One can also build some of them on a barge and moor it over deep water just like a deepwater oil rig, where it will be protected from earthquakes. The US is currently designing one, the Russians already have one but that's not an option anymore.

Also, smaller the Greek islands are not big energy consumers. A wind farm, solar plus storage might be enough for most if them. Also use the surplus to make hydrogen and store it for burning in a gas generator. Some of them are near the shore and they're already powered by cable.

That does not really answer my question, does it?

Of all the possible places to build nuclear plants, why go put them in a place that has plenty of sunshine and tons of seismic activity?

No matter how favorable the odds, why play those when there are places that could be even better?

I suspect you, like many, are fixated on the idea that solar/wind power is viable as primary energy sources and therefore haven't been taking nuclear seriously.

Assuming the future successful invention and deployment of battery power storage to provide a consistent 11,000 Megawatt-hours per day (a fairly typical large city supply amount), what do you think would happen to those enormous ganged up batteries in an earthquake?

https://battlebornbatteries.com/lithium-ion-battery-puncture...

> fixated on the idea that solar/wind power is viable as primary energy sources

No, absolutely not. I said in the first comments, not against nuclear. What I am against is pushing for unproven designs facing avoidable risks.

Fukishima was a giant 1960's era GE nuclear plant. Like everything else in the technology world there has been huge evolution since then.

https://www.world-nuclear-news.org/Articles/Rolls-Royce-hope...

And the Titanic was also considered an unsinkable ship...

Sure technology has improved and it is safer, but you know can make it even safer still? Not putting them on places with lots of seismic activity.

https://www.energy.gov/ne/articles/5-key-resilient-features-... I suspect small modular reactor units will be safer and can be put back into operation a lot faster and with less fire risk than current Rube Goldberg grid contraptions
having detected traces says that we are very good at detecting traces. It does not mean "threaten all of Europe and Africa".

The death and destruction from tsunami itself was several orders of magnitude more than from nuclear station malfunction. [1]

[1] https://www.forbes.com/sites/michaelshellenberger/2019/03/11...

Why put it there if it is an avoidable risk?
Same reason why you still breathe despite it being a vector for airborn illnesses.

Because whenbyou do the math of cost benefit, it falls squarely on the benefits side.

"Not breathing" is not an option.

"Not building on places with seismic activity" is.

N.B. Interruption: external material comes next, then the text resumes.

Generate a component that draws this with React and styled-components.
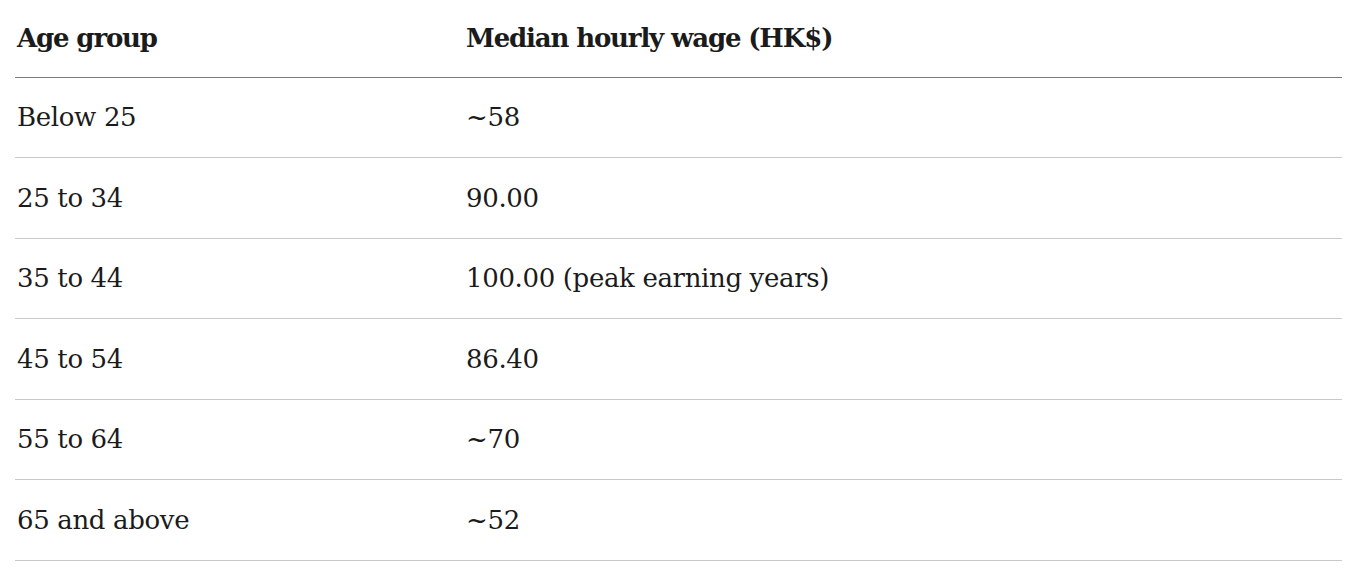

I am not necessarily pro-nuclear, but one of the big problems with Fukushima is that it didn't ventilate the hydrogen that was created during the meltdown. It was the hydrogen that created the explosion in reactor for that made it go from bad to ultra-shit.

it has been standard from the late 60s.

I seem to be confusing nuclear disasters. Anyway, the explosions in Fukushima could have been prevented with hydrogen ventilation chimneys that had been standard equipment since the early 70s.